Sword & Plough offers bags made of surplus military materials that are manufactured by veterans with the goal of reducing waste and improving citizens’ understanding of the armed forces. Haik Kavookjian ’09.5, another alum and Sword & Plough’s communications director, spoke about what Kickstarter can do for a start-up like Sword & Plough.
“Kickstarter is essentially a crowd-funding platform,” said Kavookjian, “A start-up or an individual with an idea such as ourselves can post a project on there and it provides you with two really great opportunities.”
The first, Kavookjian explained, has to do with manufacturing costs.
“Basically, you’re getting the money up front that you would need to place a manufacturing order,” said Kavookjian. “If you were going the traditional route of trying to launch a company, manufacturing is really expensive, and you need a lot of capital to place a big order. So unless you’ve got the funds, it’s just not going to be possible.”
The Kickstarter platform works by offering “rewards” in exchange for a donation to fund a project, with the understanding that it may take some time before the final product is ready to be shipped.
“The way Kickstarter is set up is it’s technically not a store, or they don’t advertise it as a store,” said Kavookjian. “When you log onto the Sword & Plough Kickstarter campaign page, you’re going to see what is called a donation. And in exchange for that donation, you get a reward from us.
Kavookjian added that Sword & Plough is trying to get their product out as quickly as possible, with many expected shipping dates to fall around July to August. The other opportunity Kickstarter presents is a network of people looking to fund and write about innovative projects.
“It’s gotten to the point where there are people who cruise around on Kickstarter looking for really awesome products that they want to donate to,” said Kavookjian.
Launching their company on Kickstarter has allowed Sword & Plough to expand beyond the circle of family and friends that were their initial supporters to people around the world who want to donate. Kavookjian said the motivation to donate often stems from a desire to be one of the first to support an innovative company.
“A lot of it is this idea of getting in at the ground level, of being able to jump in from the start so that when the company does become successful and goes on to do incredible things, you can say, ‘oh yeah, I was there from the beginning,’” said Kavookjian.
More than just a good platform for fundraising, Kavookjian believes Kickstarter fits with the greater Sword & Plough mission.
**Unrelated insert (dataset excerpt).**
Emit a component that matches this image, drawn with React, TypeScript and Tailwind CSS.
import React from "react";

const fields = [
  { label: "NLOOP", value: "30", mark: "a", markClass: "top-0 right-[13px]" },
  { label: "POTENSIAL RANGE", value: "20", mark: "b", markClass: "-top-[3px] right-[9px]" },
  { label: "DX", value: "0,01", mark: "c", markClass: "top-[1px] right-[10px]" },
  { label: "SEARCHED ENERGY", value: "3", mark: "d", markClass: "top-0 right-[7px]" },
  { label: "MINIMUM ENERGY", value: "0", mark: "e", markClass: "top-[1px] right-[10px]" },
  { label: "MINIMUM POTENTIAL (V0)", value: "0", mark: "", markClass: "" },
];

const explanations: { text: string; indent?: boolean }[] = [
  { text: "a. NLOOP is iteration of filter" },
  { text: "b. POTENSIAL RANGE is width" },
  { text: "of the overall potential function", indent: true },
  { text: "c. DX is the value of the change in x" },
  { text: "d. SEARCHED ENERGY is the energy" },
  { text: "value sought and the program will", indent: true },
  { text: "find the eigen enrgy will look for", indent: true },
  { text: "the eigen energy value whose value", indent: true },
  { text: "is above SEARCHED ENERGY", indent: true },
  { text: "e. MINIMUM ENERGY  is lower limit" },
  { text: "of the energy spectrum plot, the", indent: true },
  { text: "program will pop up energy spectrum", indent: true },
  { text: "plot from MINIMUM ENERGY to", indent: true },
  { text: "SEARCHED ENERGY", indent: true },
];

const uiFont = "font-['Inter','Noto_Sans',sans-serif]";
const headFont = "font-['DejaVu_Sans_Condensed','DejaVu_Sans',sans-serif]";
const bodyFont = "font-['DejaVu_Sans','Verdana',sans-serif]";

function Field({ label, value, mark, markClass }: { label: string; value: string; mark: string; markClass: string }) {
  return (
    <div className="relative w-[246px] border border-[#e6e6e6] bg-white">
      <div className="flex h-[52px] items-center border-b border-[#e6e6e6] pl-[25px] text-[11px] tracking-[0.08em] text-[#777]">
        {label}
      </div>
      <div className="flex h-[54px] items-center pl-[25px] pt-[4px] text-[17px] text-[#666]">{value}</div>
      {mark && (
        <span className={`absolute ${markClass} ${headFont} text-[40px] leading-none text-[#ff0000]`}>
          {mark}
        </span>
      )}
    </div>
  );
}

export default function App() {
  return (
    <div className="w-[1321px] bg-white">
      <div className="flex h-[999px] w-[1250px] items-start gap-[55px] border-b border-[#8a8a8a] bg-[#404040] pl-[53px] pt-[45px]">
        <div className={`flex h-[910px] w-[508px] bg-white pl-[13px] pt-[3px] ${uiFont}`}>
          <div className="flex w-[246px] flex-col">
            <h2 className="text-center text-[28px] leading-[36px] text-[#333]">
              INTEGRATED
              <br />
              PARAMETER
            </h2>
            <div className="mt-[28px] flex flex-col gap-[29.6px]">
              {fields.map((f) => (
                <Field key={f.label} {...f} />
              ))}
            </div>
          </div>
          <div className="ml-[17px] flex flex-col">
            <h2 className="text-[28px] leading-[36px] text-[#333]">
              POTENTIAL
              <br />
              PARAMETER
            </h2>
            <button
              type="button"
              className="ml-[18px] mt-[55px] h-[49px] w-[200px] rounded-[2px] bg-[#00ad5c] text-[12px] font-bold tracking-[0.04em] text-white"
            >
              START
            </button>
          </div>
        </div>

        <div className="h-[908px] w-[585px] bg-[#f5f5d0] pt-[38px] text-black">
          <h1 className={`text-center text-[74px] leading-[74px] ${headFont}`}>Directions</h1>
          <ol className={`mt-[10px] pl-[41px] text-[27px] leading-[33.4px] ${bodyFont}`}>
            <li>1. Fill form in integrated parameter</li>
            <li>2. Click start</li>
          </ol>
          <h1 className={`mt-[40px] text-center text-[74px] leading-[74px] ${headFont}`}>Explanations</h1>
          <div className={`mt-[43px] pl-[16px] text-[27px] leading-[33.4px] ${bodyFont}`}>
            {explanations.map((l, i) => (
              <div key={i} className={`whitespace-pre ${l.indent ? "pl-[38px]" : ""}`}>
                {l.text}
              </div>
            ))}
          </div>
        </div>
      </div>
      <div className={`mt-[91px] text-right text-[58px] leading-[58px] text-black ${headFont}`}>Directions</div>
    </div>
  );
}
“It’s more than just the product, it’s about creating this community around the product and what the product represents,” said Kavookjian. “Sword & Plough is about this bigger mission not only to employ veterans but to improve the quality of veteran life and improve civil-military understanding and tighten that gap between the civilian population and the military population.”
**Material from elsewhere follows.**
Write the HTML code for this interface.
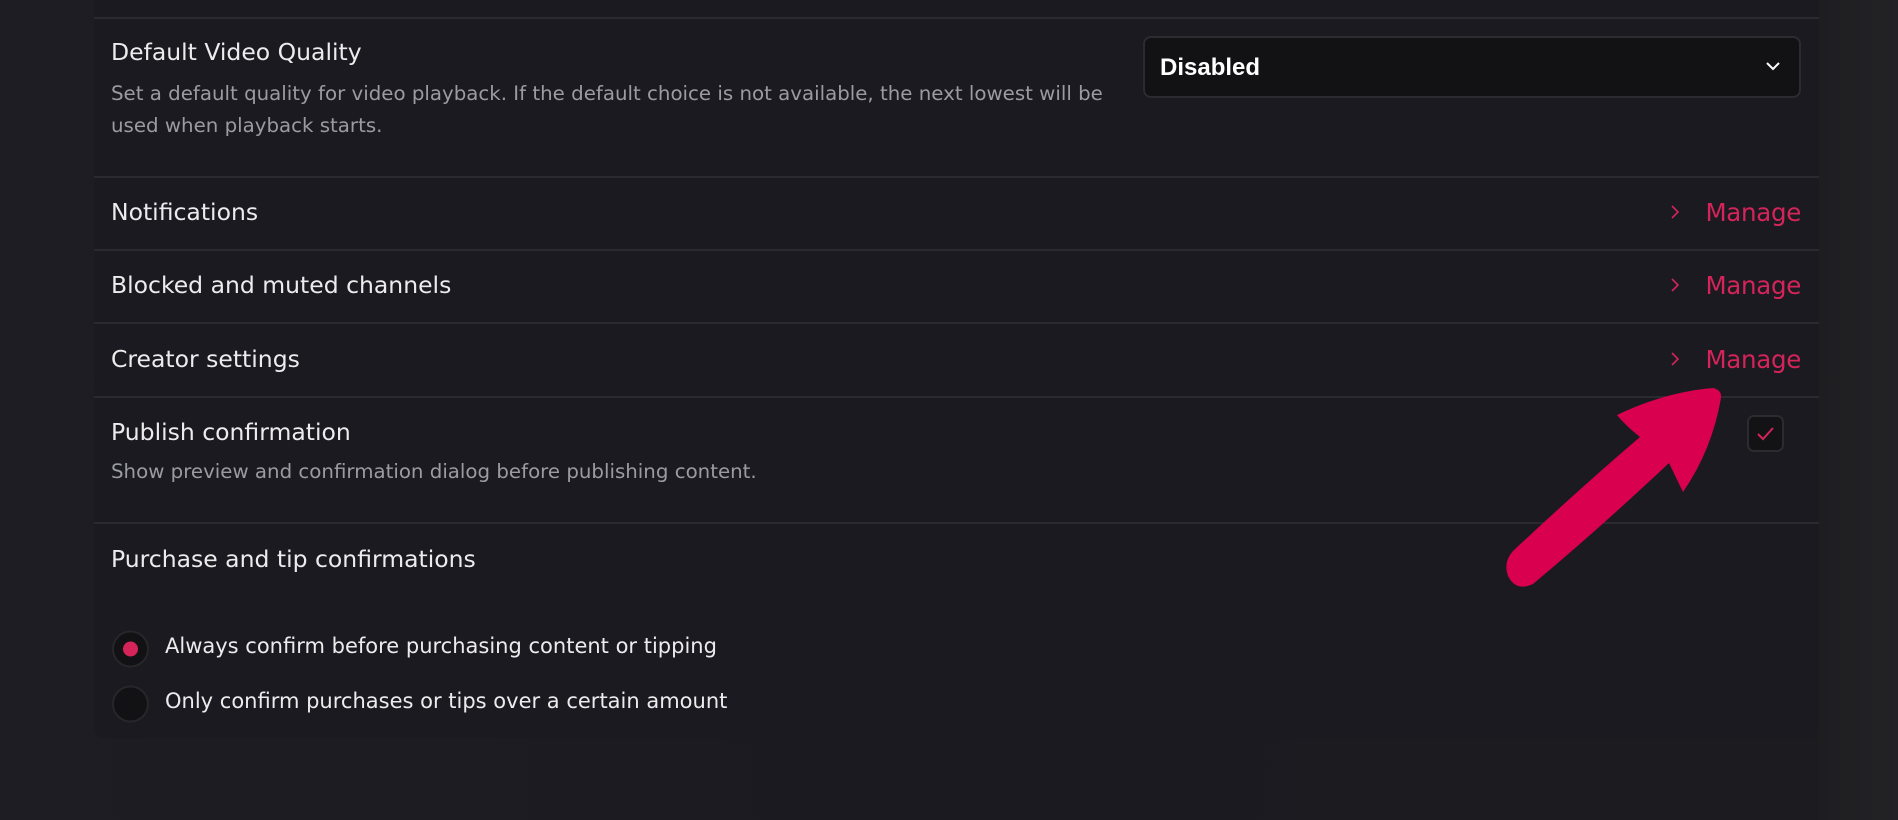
<!DOCTYPE html>
<html><head><meta charset="utf-8"><style>
*{margin:0;padding:0;box-sizing:border-box}
body{width:1898px;height:820px;overflow:hidden;background:linear-gradient(90deg,#1d1d23 0%,#1b1a21 50%,#1c1c20 100%);font-family:"DejaVu Sans","Liberation Sans",sans-serif;position:relative}
.outer{position:absolute;left:1819px;top:0;width:79px;height:820px;background:linear-gradient(90deg,#1e1e21,#232326)}
.card{position:absolute;left:94px;top:0;width:1725px;height:738px;background:#1b1a20;border-radius:0 0 8px 8px}
.line{position:absolute;left:94px;width:1725px;height:2px;background:#2a2a30}
.t{position:absolute;left:111px;color:#ececee;font-size:23.5px;line-height:26px;transform:translateY(-50%);white-space:nowrap}
.d{position:absolute;left:111px;color:#9b9ba2;font-size:19.8px;line-height:22px;transform:translateY(-50%);white-space:nowrap}
.m{position:absolute;right:97px;color:#d4245a;font-size:24.5px;line-height:26px;transform:translateY(-50%);letter-spacing:-0.3px}
.chev{position:absolute;left:1668px;width:14px;height:18px;transform:translateY(-50%)}
.dd{position:absolute;left:1143px;top:36px;width:658px;height:62px;background:#121214;border:2px solid #2b2b30;border-radius:8px}
.dd span{position:absolute;left:15px;top:16px;color:#fff;font-size:24px;font-weight:bold;font-family:"Liberation Sans",sans-serif}
.radio{position:absolute;left:112px;width:37px;height:37px;border-radius:50%;background:#121214;border:2px solid #26262b;transform:translateY(-50%)}
.radio i{position:absolute;left:9px;top:9px;width:15px;height:15px;border-radius:50%;background:#d4245a}
.rl{position:absolute;left:165px;color:#ececee;font-size:21px;transform:translateY(-50%);white-space:nowrap}
.cb{position:absolute;left:1747px;top:415px;width:37px;height:37px;border:2px solid #2b2b30;border-radius:7px;background:#131316}
</style></head><body>
<div class="outer"></div>
<div class="card"></div>
<div class="line" style="top:17px"></div>
<div class="line" style="top:176px"></div>
<div class="line" style="top:249px"></div>
<div class="line" style="top:322px"></div>
<div class="line" style="top:396px"></div>
<div class="line" style="top:522px"></div>

<div class="t" style="top:52px">Default Video Quality</div>
<div class="d" style="top:94px">Set a default quality for video playback. If the default choice is not available, the next lowest will be</div>
<div class="d" style="top:126px">used when playback starts.</div>
<div class="dd"><span>Disabled</span>
<svg style="position:absolute;right:18px;top:22px" width="16" height="12" viewBox="0 0 16 12"><path d="M2 3l6 6 6-6" stroke="#fff" stroke-width="2" fill="none"/></svg></div>

<div class="t" style="top:212px">Notifications</div>
<div class="t" style="top:285px">Blocked and muted channels</div>
<div class="t" style="top:359px">Creator settings</div>
<svg class="chev" style="top:212px" viewBox="0 0 14 18"><path d="M4 3l6 6-6 6" stroke="#d4245a" stroke-width="1.6" fill="none"/></svg>
<svg class="chev" style="top:285px" viewBox="0 0 14 18"><path d="M4 3l6 6-6 6" stroke="#d4245a" stroke-width="1.6" fill="none"/></svg>
<svg class="chev" style="top:359px" viewBox="0 0 14 18"><path d="M4 3l6 6-6 6" stroke="#d4245a" stroke-width="1.6" fill="none"/></svg>
<div class="m" style="top:213px">Manage</div>
<div class="m" style="top:286px">Manage</div>
<div class="m" style="top:360px">Manage</div>

<div class="t" style="top:432px">Publish confirmation</div>
<div class="d" style="top:472px">Show preview and confirmation dialog before publishing content.</div>
<div class="cb"><svg width="33" height="33" viewBox="0 0 33 33"><path d="M9 17l5 5 10-11" stroke="#d4245a" stroke-width="2" fill="none"/></svg></div>

<div class="t" style="top:559px">Purchase and tip confirmations</div>
<div class="radio" style="top:649px"><i></i></div>
<div class="rl" style="top:646px">Always confirm before purchasing content or tipping</div>
<div class="radio" style="top:704px"></div>
<div class="rl" style="top:701px">Only confirm purchases or tips over a certain amount</div>

<svg style="position:absolute;left:0;top:0" width="1898" height="820">
<path d="M1713 388 Q1722 390 1721 398 Q1712 450 1683 492 L1669 463 Q1600 528 1533 584 Q1516 592 1508 576 Q1503 562 1513 551 Q1578 490 1640 437 Q1625 425 1617 415 Q1665 392 1713 388 Z" fill="#d8004f"/>
</svg>
</body></html>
Sword & Plough has had a tremendous couple of months, with two wins in the Harvard Pitch for Change competition and articles in Bloomberg’s BusinessWeek, The Huffington Post and Inc. Kavookjian said the Sword & Plough team was “cautiously optimistic” about the launch.
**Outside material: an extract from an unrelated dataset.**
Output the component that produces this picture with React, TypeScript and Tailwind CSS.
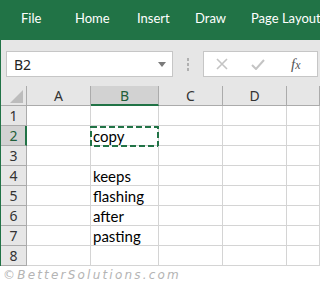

“Based on the fans we had built up on our Facebook page and the general response that we had gotten from so many friends and family, we had a feeling it was going to do well,” said Kavookjian, “but we weren’t expecting to get launched and then immediately blow past that goal in two hours, so that was definitely a shock.”
Kavookjian said the company is unique in having strong Middlebury roots. Many of the team members listed on Sword & Plough’s website are Middlebury alumni and the Sword & Plough board of advisors includes Director of Environmental Studies, Faculty Director of the Middlebury Center for Social Entrepreneurship and Professor of Economics Jonathan Isham, Middlebury Executive-in-Residence Dr. Charles MacCormack ’63 and Cully Cavness ’09.5.
“We are very appreciative of the work that they’ve done in a consulting capacity, helping us along in making contacts and just providing insight and their own input into the project,” said Kavookjian. “I think it’s really cool that this project has maintained those Middlebury alumni roots and I don’t know if that’s something you necessarily see that often.”
Elizabeth Robinson ’84, director of the Project on Innovation in the Liberal Arts, said Sword & Plough’s success is an example of students taking advantage of Middlebury’s resources related to social enterprise.
“The inspiration for Sword and Plough was supported by the Center for Social Entrepreneurship and [Núñez] utilized the Project on Creativity and Innovation (PCI) funding and mentorship opportunities — through MiddSTART and MiddCHALLENGE — as a springboard for her venture,” wrote Robinson in an email.
“We are so proud of what she has accomplished and how far she has come in so little time.”
Kavookjian emphasized preparation and networking as crucial steps to ensure a successful start-up launch. He said one reason a lot of Kickstarter projects fail is that while entrepreneurs may put a lot of thought into their project, they often underestimate how much work is required to get the word out.
“We spent months cultivating media contacts and reaching out to people with media contacts and once we had exhausted our list of friends with media contacts, we went on to LinkedIn and looked for second and third connections and reached out to those people,” said Kavookjian, describing the process as akin to the job search, where having a connection to someone can make a huge difference. “Kickstarter is great as far as this incredible marketing tool, but it will only get you so far. If you can hit launch and sort of hit the ground running, I think that’s going to do you a lot of good in the long run; for us, it certainly did.”